Fresh chèvre relies on youth for its vibrant character. Lively Run’s small-batch version uses goat’s milk from local Finger Lakes farms in Upstate New York, capturing a slight tang and grassy notes. This family-run creamery is an American goat cheese pioneer, and the craft is obvious in each creamy yet delicate bite. The uses for high-quality chèvre are endless. Blend into dips, top soups and salads, add to a cheesecake, or serve simply with Raincoast Fig & Olive Crisps and Blenheim Apricots.

"This cheese is a shining example of everything artisanal goat cheese can be. Summer is when it truly reaches MVP status in my kitchen. My all-time favorite use is crumbled on a pizza with figs, arugula, prosciutto, and hot honey."
Murray’s Training & Curriculum – New York, NY
Goat Milk, Salt, Rennet
  • Lively Run’s goats are fed a diet of local forage and feed, which lends this cheese its grassy notes.
  • Fresh chèvre is unaged and rindless, retaining the bright, tangy flavor of pure goat’s milk.
  • Goat’s milk has around the same fat content as cow’s milk, but because of a difference in fat structure, goat cheese often feels lighter on the palate.
  • “Chèvre” is French for “goat,” but is also commonly understood to be a blanket term for goat cheese.
  • Lively Run Chèvre is great for everyday snacking or an elevated cheese board; incorporating into savory dishes or sweet desserts (try it as a swap for cream cheese).
  • Located in the Finger Lakes region in upstate New York, Lively Run Dairy is one of the longest operating goat dairies in the United States. 
  • When it started production in 1982, Lively Run was a pioneer in American-made goat cheese.
  • The Messner family has run the farm and dairy since 1995—parents Steve and Susanne eventually welcomed their sons Pete and Dave into the business.
  • Since Pete took over as head cheesemaker in 2013, he has expanded Lively Run’s products to include more aged goat cheeses and cow’s milk cheeses.
  • Their goat herd is made up of French Alpines and Swiss Saanens, who are fed a diet of local forage and feed to capture the terroir of the Finger Lakes region in their goats’ milk and, eventually, Lively Run’s cheeses.

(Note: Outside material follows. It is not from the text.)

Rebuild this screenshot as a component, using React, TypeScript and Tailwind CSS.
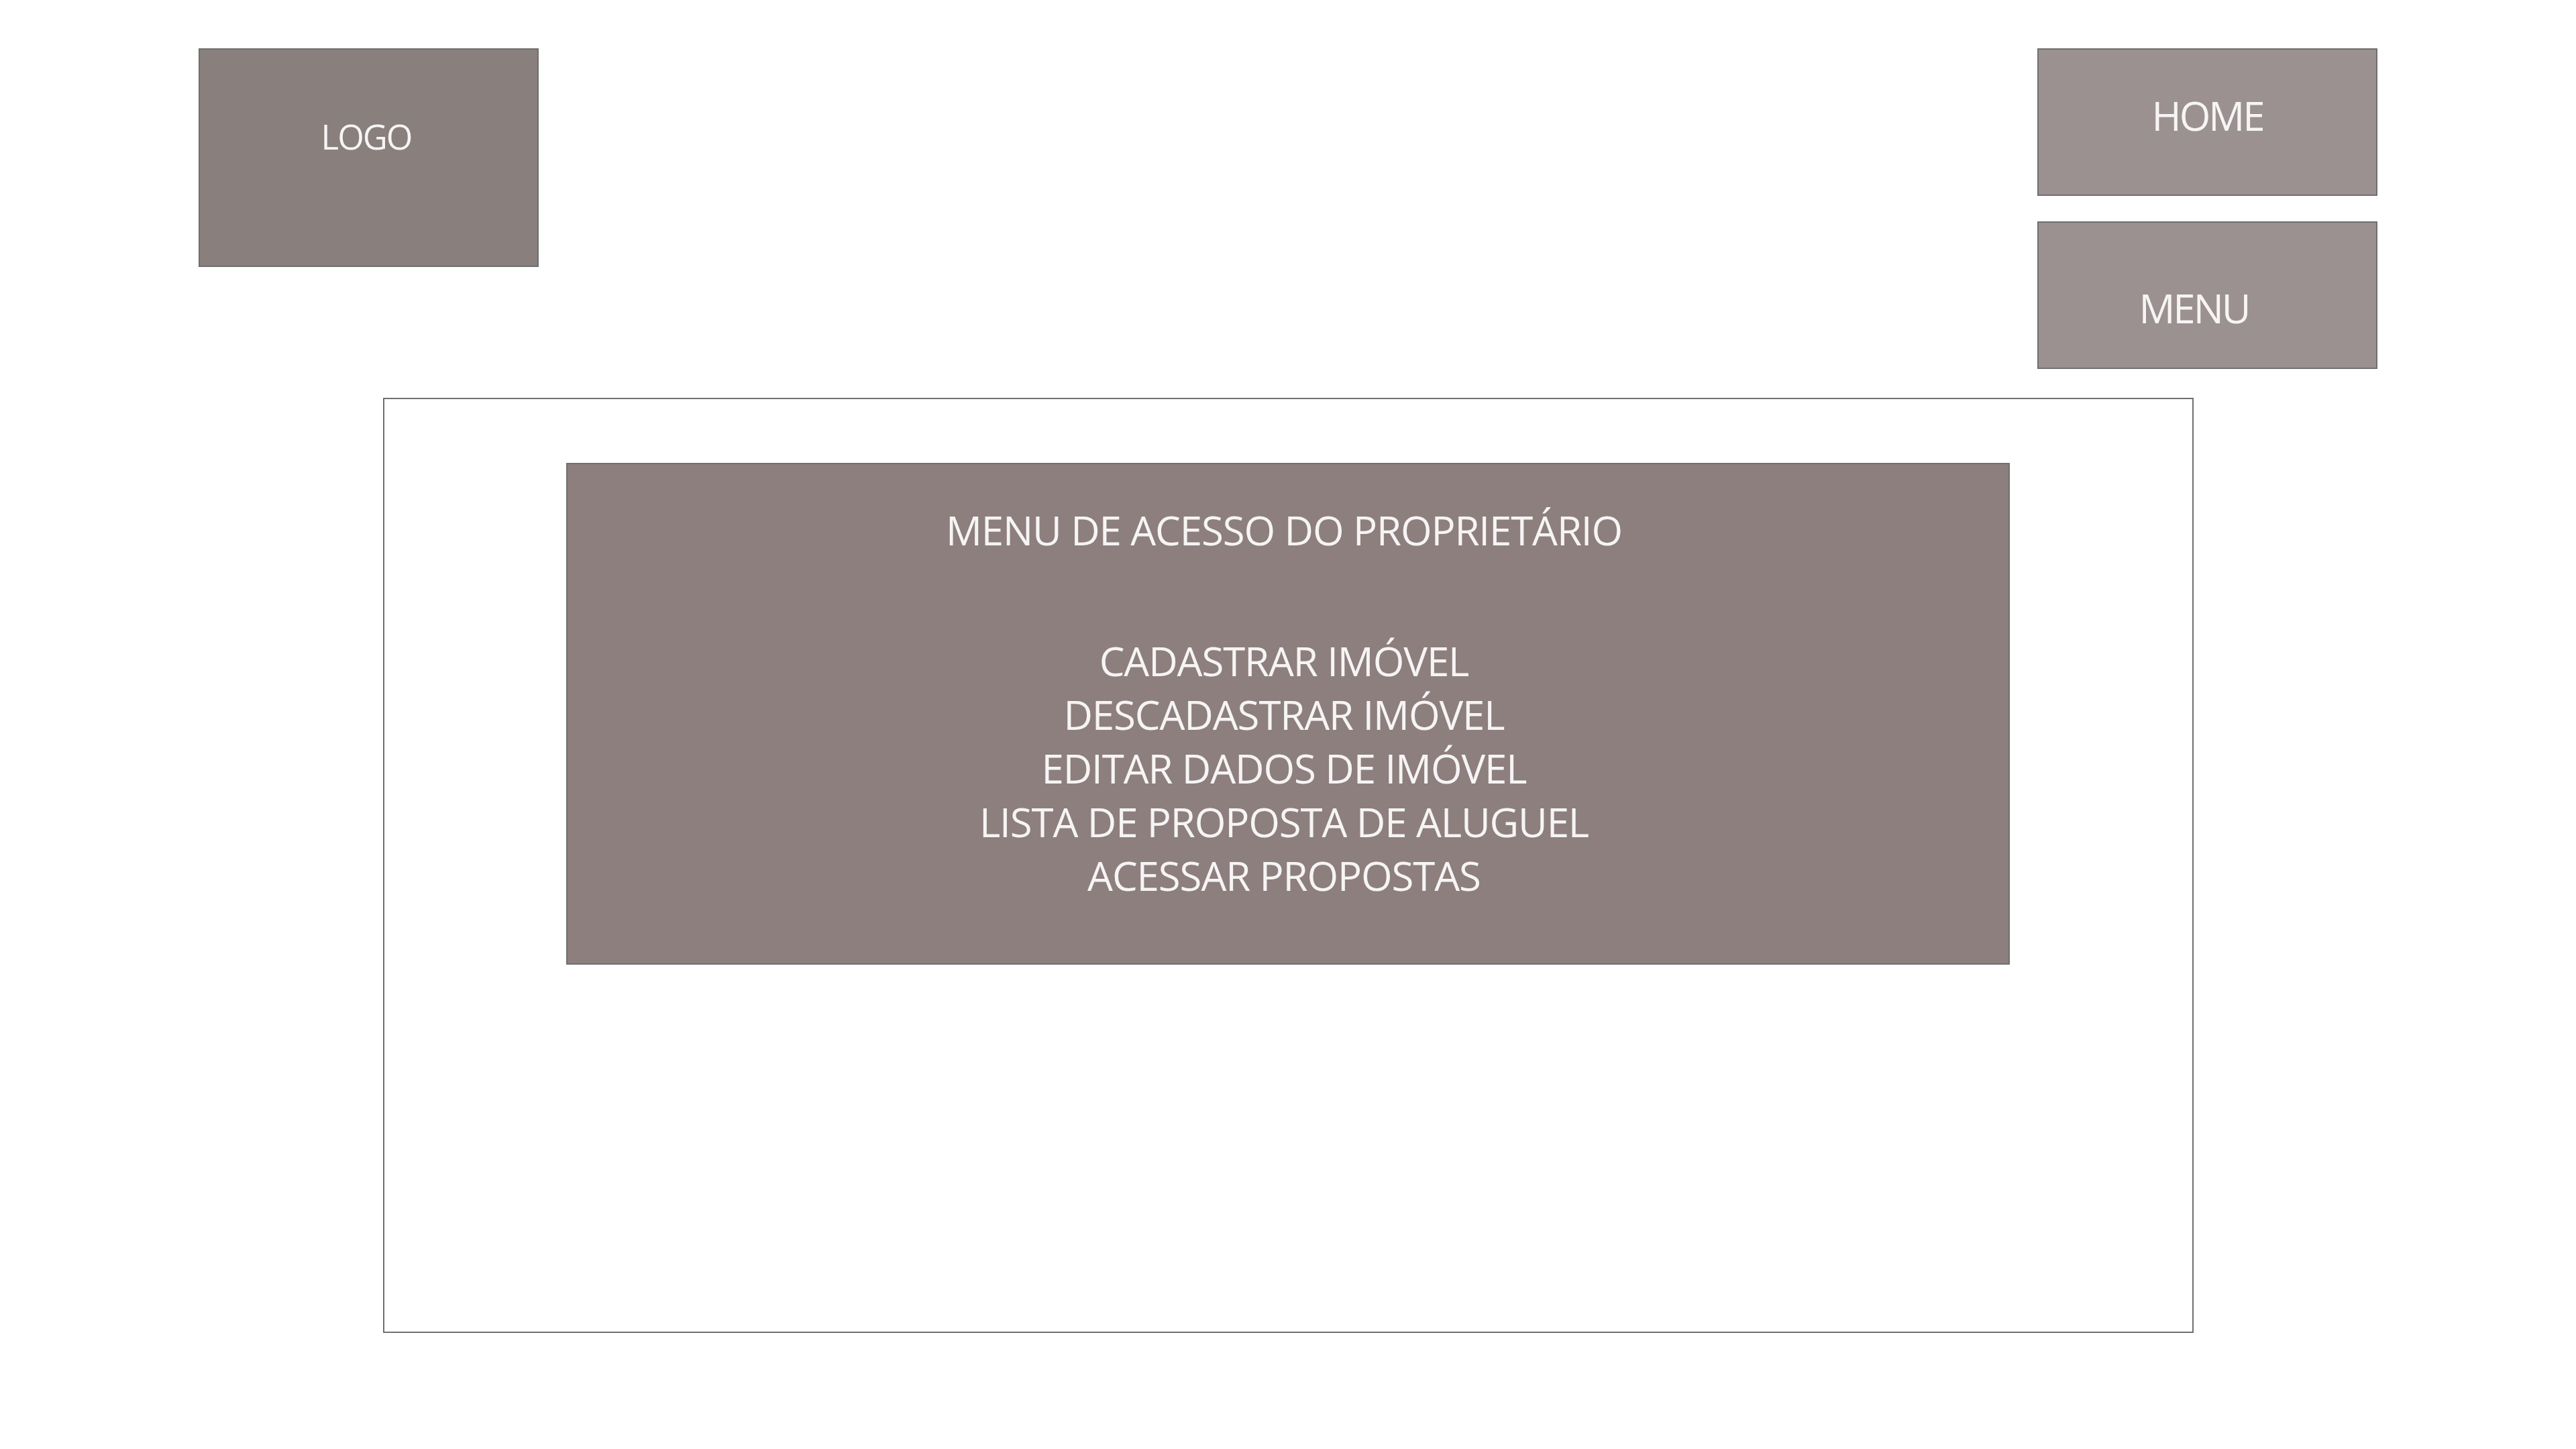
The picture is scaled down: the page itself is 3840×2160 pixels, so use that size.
import React from "react";

const font = { fontFamily: '"Open Sans", "Noto Sans", sans-serif' };

export default function App() {
  const items = [
    "CADASTRAR IMÓVEL",
    "DESCADASTRAR IMÓVEL",
    "EDITAR DADOS DE IMÓVEL",
    "LISTA DE PROPOSTA DE ALUGUEL",
    "ACESSAR PROPOSTAS",
  ];
  return (
    <div
      className="w-[3840px] h-[2160px] bg-white flex flex-col font-normal text-[#f6f4f4] tracking-[-0.07em]"
      style={font}
    >
      <header className="flex justify-between items-start px-[296px] pt-[72px]">
        <div className="w-[507px] h-[326px] bg-[#897f7d] border-2 border-[#6f6f6f] flex justify-center items-start pt-[95px] pr-[7px]">
          <span className="text-[51px] leading-[68px] tracking-[-0.04em]">LOGO</span>
        </div>
        <div className="flex flex-col gap-[38px]">
          <div className="w-[507px] h-[220px] bg-[#9a9190] border-2 border-[#6f6f6f] flex justify-center items-start pt-[58px]">
            <span className="text-[60px] leading-[80px] tracking-[-0.05em]">HOME</span>
          </div>
          <div className="w-[507px] h-[220px] bg-[#9a9190] border-2 border-[#6f6f6f] flex justify-center items-start pt-[87px] pr-[40px]">
            <span className="text-[60px] leading-[80px] tracking-[-0.05em]">MENU</span>
          </div>
        </div>
      </header>
      <main className="mt-[43px] mx-auto w-[2699px] h-[1394px] border-2 border-[#6f6f6f] flex justify-center items-start pt-[95px]">
        <section className="w-[2152px] h-[748px] bg-[#8d7f7e] border-2 border-[#6f6f6f] flex flex-col items-center pt-[58px] pr-[12px] text-[60px] leading-[80px]">
          <h1 className="font-normal">MENU DE ACESSO DO PROPRIETÁRIO</h1>
          <ul className="mt-[115px] flex flex-col items-center">
            {items.map((t) => (
              <li key={t}>{t}</li>
            ))}
          </ul>
        </section>
      </main>
    </div>
  );
}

While harder cheeses can stay fresh for up to two to three weeks when wrapped tightly and unopened, fresh style cheeses are best consumed within a few days. The best thing to do is to keep the cheese in one of your refrigerator drawers or the vegetable bin wrapped in the cheesepaper it came in; this will help to keep your cheese from drying out. All cheeses and meats are perishables—by definition they degrade over time—so we encourage our customers to enjoy the cheese while it's in peak condition!